For a change of pace this year, the squad does not look particularly good on paper, mustering only fourteenth best by projected Taylors and hoping for a big contribution from some hitherto unheralded children. Reece Robson, Heilum Luki and Hamiso Tabuai-Fidow give the club something to work with but, as previously observed, pretty much every NRL club has a good, young core. Todd Payten didn’t show enough last year and the Cowboys’ future success – let’s not pretend there will be much this season – relies on his ability to mould these kids into players. Not only that, he has to do a better job than everyone else because the Cowboys are so far and so consistently off the pace.

A book could probably be written about how North Queensland have ended up with a halves pairing of Chad Townsend, not good enough for a middle-of-the-pack Cronulla, and Tom Dearden, possesor of three games looking like the second coming of Alfie Langer before regressing to his true state, or maybe Scott Drinkwater, if they don’t end up releasing the latter to the Knights to follow Clifford, as rumoured late last year.

A second volume would be dedicated to the juniors that have slipped through their fingers. We can add Josh Stuckey, the most promising kid by a number of stats coming out of the Cowboys’ farm system in 2021, to that list. North Queensland’s feeders were fourth best of the five systems in Queensland Cup and some distance behind those of the Broncos and Titans in 2021. A rearrangement that sees the best youth prospects assigned to the Blackhawks in Townsville, while senior players will be split between Cairns’ Northern Pride and the Mackay Cutters feels more like deckchair shuffling than any substantive change. Time will tell.

Worringly, the club made no moves in the off-season other than to recruit the aforementioned Townsend, Peta Hiku, rescuing Brendan Elliot from the relegated Leigh and former Norths Devil Jamayne Taunoa-Brown. That’s it. That list isn’t abbreviated for clarity, those are the four incoming players. Considering the club below the Cowboys on the ladder have turned over their entire roster and the club above them on the ladder at least made some decent marquee signings, what exactly do the Cowboys think they can achieve?

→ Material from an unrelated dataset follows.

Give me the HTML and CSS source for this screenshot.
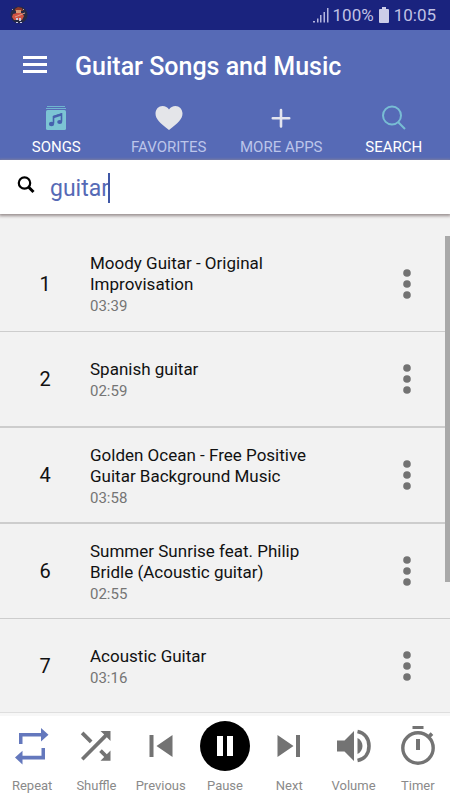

*makes loud farting noise*

Shout out to Jono Reuben.

One of my blind spots over the years, reinforced by the stability of the duopoly at the head of the competition, is not believing that things are possible until I’ve seen them happen. As a person who owes a considerable portion of his audience to season previews and predictive statistics, this seems problematic. Consequently, I thought it was far more likely that the Panthers would regress, rather than to go on to win the premiership. That was silly and I was wrong.

Which bring us to the Eels. I’ve never believed that the Eels have had It, the mysterious ether that wins premierships and creates champions. Nonetheless, barring 2018’s bizarre disaster of a season, Parramatta have been in the race, at varying distances to the actual winners, but there nonetheless. This iteration of the Eels have just beaten the Storm twice (and not seen the Storm go on to win the title) and were a Reed Mahoney away from taking down the eventual premiers in the finals.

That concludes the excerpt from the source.